Review the material line by line. Identify and copy every line that contains the string "this".
/---
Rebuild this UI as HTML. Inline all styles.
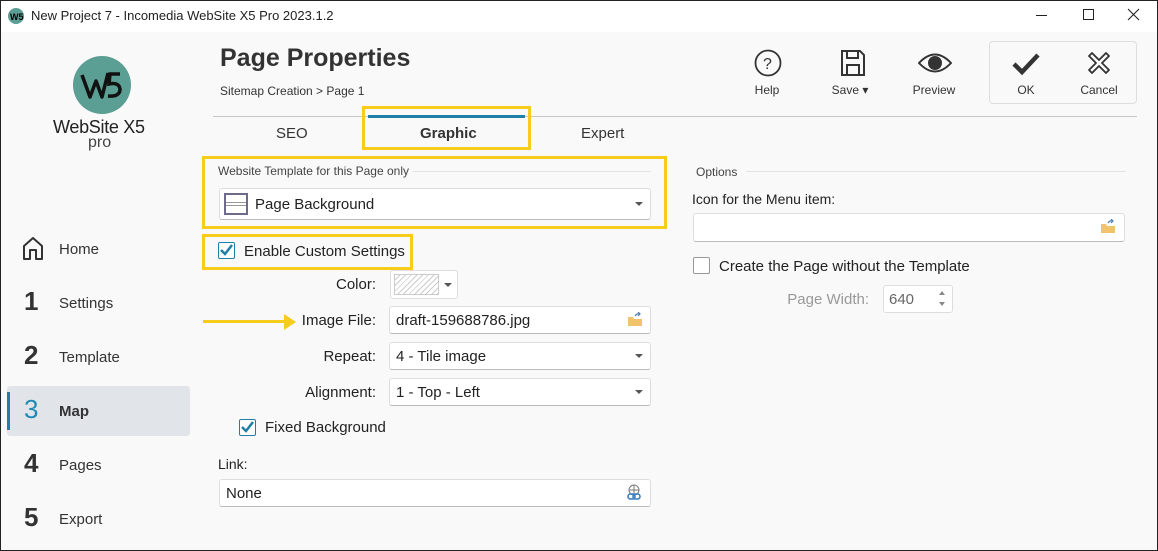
<!DOCTYPE html>
<html><head><meta charset="utf-8"><style>
*{box-sizing:border-box;margin:0;padding:0}
body{width:1158px;height:551px;overflow:hidden;font-family:"Liberation Sans",sans-serif;color:#222;background:#f9f9f9;position:relative}
.a{position:absolute;white-space:nowrap}
.win{position:absolute;left:0;top:0;width:1158px;height:551px;border:1px solid #222}
.title{position:absolute;left:0;top:0;width:1158px;height:32px;background:#fff}
.field{position:absolute;background:#fff;border:1px solid #ddd;border-bottom-color:#bbb;border-radius:3px;font-size:15px;padding-left:6px;line-height:27px}
.dd::after{content:"";position:absolute;right:7px;top:50%;margin-top:-2px;border-left:4px solid transparent;border-right:4px solid transparent;border-top:4px solid #555}
.yb{position:absolute;border:3px solid #f6cd1c}
.lbl{font-size:15px;text-align:right}
.nav{position:absolute;left:24px;font-size:15px;color:#333}
.nav b{position:absolute;left:0;font-size:26px;font-weight:bold;color:#333;top:-9px}
.nav span{position:absolute;left:35px}
.cb{position:absolute;width:17px;height:17px;border:1.5px solid #1f7fa6;border-radius:2px;background:#fff}
.tb{position:absolute;font-size:12px;color:#333;text-align:center;width:70px}
</style></head><body>
<div class="title"></div>
<svg class="a" style="left:8px;top:8px" width="16" height="16"><circle cx="8" cy="8" r="8" fill="#5a9e94"/><text x="2" y="12" font-size="9" font-weight="bold" font-family="Liberation Sans">W5</text></svg>
<div class="a" style="left:31px;top:8px;font-size:13px">New Project 7 - Incomedia WebSite X5 Pro 2023.1.2</div>
<div class="a" style="left:1036px;top:15px;width:11px;height:1px;background:#222"></div>
<div class="a" style="left:1083px;top:9px;width:11px;height:11px;border:1px solid #222"></div>
<svg class="a" style="left:1127px;top:8px" width="13" height="13"><path d="M1 1L12 12M12 1L1 12" stroke="#222" stroke-width="1.1"/></svg>

<svg class="a" style="left:72px;top:55px" width="60" height="60"><circle cx="30" cy="30" r="29" fill="#5a9e94"/><path d="M10 20L18 42L24 26L30 42L36 18" stroke="#111" stroke-width="3.5" fill="none" stroke-linejoin="round"/><path d="M48 19H38L37 29Q47 27 48 34Q48 42 36 41" stroke="#111" stroke-width="3.5" fill="none"/></svg>
<div class="a" style="left:53px;top:117px;font-size:18px;color:#222;letter-spacing:-0.3px">WebSite X5</div>
<div class="a" style="left:88px;top:134px;font-size:16px;color:#444">pro</div>

<div class="nav" style="top:241px"><svg class="a" style="left:-2px;top:-6px" width="22" height="26"><path d="M2 24V11L11 3L20 11V24H14V15H8V24Z" stroke="#333" stroke-width="2" fill="none" stroke-linejoin="round"/></svg><span>Home</span></div>
<div class="nav" style="top:295px"><b>1</b><span>Settings</span></div>
<div class="nav" style="top:349px"><b>2</b><span>Template</span></div>
<div class="a" style="left:7px;top:386px;width:183px;height:50px;background:#e1e5ea;border-radius:3px"></div>
<div class="a" style="left:7px;top:392px;width:3px;height:38px;background:#1f7fa6"></div>
<div class="nav" style="top:403px"><b style="color:#1f8ab3;font-weight:normal">3</b><span style="font-weight:bold">Map</span></div>
<div class="nav" style="top:457px"><b>4</b><span>Pages</span></div>
<div class="nav" style="top:511px"><b>5</b><span>Export</span></div>

<div class="a" style="left:220px;top:44px;font-size:25px;font-weight:bold;color:#333">Page Properties</div>
<div class="a" style="left:220px;top:84px;font-size:12px;color:#333">Sitemap Creation &gt; Page 1</div>

<svg class="a" style="left:754px;top:49px" width="28" height="28"><circle cx="14" cy="14" r="12.5" stroke="#333" stroke-width="1.8" fill="none"/><text x="9" y="20" font-size="16" font-family="Liberation Sans" fill="#333">?</text></svg>
<div class="tb" style="left:732px;top:83px">Help</div>
<svg class="a" style="left:840px;top:49px" width="26" height="28"><path d="M2 2H20L24 6V26H2Z" stroke="#333" stroke-width="2" fill="none"/><path d="M7 2V9H18V2M7 26V16H19V26" stroke="#333" stroke-width="2" fill="none"/></svg>
<div class="tb" style="left:815px;top:83px">Save ▾</div>
<svg class="a" style="left:918px;top:52px" width="34" height="22"><path d="M1 11Q17 -6 33 11Q17 28 1 11Z" stroke="#333" stroke-width="2" fill="none"/><circle cx="17" cy="11" r="7" fill="#333"/></svg>
<div class="tb" style="left:899px;top:83px">Preview</div>
<div class="a" style="left:989px;top:41px;width:148px;height:63px;border:1px solid #ddd;border-radius:4px;background:#f9f9f9"></div>
<svg class="a" style="left:1012px;top:52px" width="28" height="24"><path d="M2 12L10 20L26 3" stroke="#333" stroke-width="4.5" fill="none"/></svg>
<div class="tb" style="left:991px;top:83px">OK</div>
<svg class="a" style="left:1087px;top:51px" width="24" height="24"><path d="M2 5L5 2L12 9L19 2L22 5L15 12L22 19L19 22L12 15L5 22L2 19L9 12Z" stroke="#333" stroke-width="1.8" fill="none" stroke-linejoin="round"/></svg>
<div class="tb" style="left:1064px;top:83px">Cancel</div>

<div class="a" style="left:213px;top:116px;width:924px;height:1px;background:#c8c8c8"></div>
<div class="a" style="left:368px;top:115px;width:157px;height:3px;background:#1f7fa6"></div>
<div class="a" style="left:276px;top:125px;font-size:15px;color:#333">SEO</div>
<div class="a" style="left:420px;top:125px;font-size:15px;font-weight:bold;color:#333">Graphic</div>
<div class="a" style="left:581px;top:125px;font-size:15px;color:#333">Expert</div>
<div class="yb" style="left:362px;top:106px;width:169px;height:44px"></div>

<div class="a" style="left:218px;top:164px;font-size:12px;color:#444">Website Template for this Page only</div>
<div class="a" style="left:413px;top:171px;width:238px;height:1px;background:#e2e2e2"></div>
<div class="field dd" style="left:219px;top:188px;width:432px;height:32px;line-height:31px;padding-left:35px">Page Background</div>
<div class="a" style="left:224px;top:193px;width:24px;height:22px;border:2.5px solid #6d6a8c;background:#fff"><div style="margin-top:7px;height:1px;background:#999"></div><div style="margin-top:2px;height:1px;background:#999"></div></div>
<div class="yb" style="left:202px;top:156px;width:465px;height:73px"></div>

<div class="cb" style="left:218px;top:242px"><svg width="14" height="14" style="position:absolute;left:0;top:0"><path d="M2 7L6 11L13 2" stroke="#1f7fa6" stroke-width="2.5" fill="none"/></svg></div>
<div class="a" style="left:244px;top:243px;font-size:15px">Enable Custom Settings</div>
<div class="yb" style="left:202px;top:234px;width:211px;height:36px"></div>

<div class="a lbl" style="left:280px;top:276px;width:96px">Color:</div>
<div class="a" style="left:390px;top:270px;width:68px;height:29px;background:#fff;border:1px solid #ddd;border-radius:3px"></div>
<div class="a" style="left:394px;top:274px;width:45px;height:21px;border:1px solid #ccc;background:repeating-linear-gradient(135deg,#fff 0 3px,#ccc 3px 4px)"></div>
<div class="a" style="left:444px;top:283px;border-left:4px solid transparent;border-right:4px solid transparent;border-top:4px solid #555"></div>

<div class="a" style="left:203px;top:320px;width:82px;height:3px;background:#f6cd1c"></div>
<div class="a" style="left:284px;top:314px;border-top:8px solid transparent;border-bottom:8px solid transparent;border-left:12px solid #f6cd1c"></div>
<div class="a lbl" style="left:280px;top:312px;width:96px">Image File:</div>
<div class="field" style="left:389px;top:306px;width:262px;height:28px">draft-159688786.jpg</div>
<svg class="a" style="left:627px;top:312px" width="16" height="15"><path d="M1 5H6L7 7H15V14H1Z" fill="#f1c36d"/><path d="M8 4Q10 1 13 2M11 0L13 2L11 4" stroke="#4a7fb5" stroke-width="1.2" fill="none"/></svg>
<div class="a lbl" style="left:280px;top:348px;width:96px">Repeat:</div>
<div class="field dd" style="left:389px;top:342px;width:262px;height:28px">4 - Tile image</div>
<div class="a lbl" style="left:280px;top:384px;width:96px">Alignment:</div>
<div class="field dd" style="left:389px;top:378px;width:262px;height:28px">1 - Top - Left</div>

<div class="cb" style="left:239px;top:419px"><svg width="14" height="14" style="position:absolute;left:0;top:0"><path d="M2 7L6 11L13 2" stroke="#1f7fa6" stroke-width="2.5" fill="none"/></svg></div>
<div class="a" style="left:265px;top:419px;font-size:15px">Fixed Background</div>
<div class="a" style="left:218px;top:456px;font-size:14px">Link:</div>
<div class="field" style="left:219px;top:479px;width:432px;height:28px">None</div>
<svg class="a" style="left:626px;top:484px" width="16" height="17"><circle cx="8" cy="6" r="5" stroke="#777" fill="none"/><path d="M3 6H13M8 1V11" stroke="#777"/><rect x="2" y="10" width="7" height="5" rx="2.5" stroke="#3a7fc0" stroke-width="1.6" fill="none"/><rect x="7" y="10" width="7" height="5" rx="2.5" stroke="#3a7fc0" stroke-width="1.6" fill="none"/></svg>

<div class="a" style="left:696px;top:165px;font-size:12px;color:#444">Options</div>
<div class="a" style="left:746px;top:171px;width:380px;height:1px;background:#e2e2e2"></div>
<div class="a" style="left:692px;top:191px;font-size:14px">Icon for the Menu item:</div>
<div class="field" style="left:693px;top:213px;width:432px;height:29px"></div>
<svg class="a" style="left:1100px;top:219px" width="16" height="15"><path d="M1 5H6L7 7H15V14H1Z" fill="#f1c36d"/><path d="M8 4Q10 1 13 2M11 0L13 2L11 4" stroke="#4a7fb5" stroke-width="1.2" fill="none"/></svg>
<div class="a" style="left:693px;top:257px;width:17px;height:17px;border:1px solid #999;border-radius:2px;background:#fff"></div>
<div class="a" style="left:719px;top:258px;font-size:15px">Create the Page without the Template</div>
<div class="a lbl" style="left:760px;top:291px;width:109px;color:#999">Page Width:</div>
<div class="a" style="left:883px;top:285px;width:70px;height:28px;background:#fff;border:1px solid #ddd;border-radius:3px;font-size:15px;color:#666;padding-left:5px;line-height:27px">640</div>
<div class="a" style="left:939px;top:291px;border-left:3px solid transparent;border-right:3px solid transparent;border-bottom:4px solid #888"></div>
<div class="a" style="left:939px;top:302px;border-left:3px solid transparent;border-right:3px solid transparent;border-top:4px solid #888"></div>
<div class="win"></div>
</body></html>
\---
WRITTEN SOLUTION →
Rebuild this UI as HTML. Inline all styles.
<div class="a" style="left:218px;top:164px;font-size:12px;color:#444">Website Template for this Page only</div>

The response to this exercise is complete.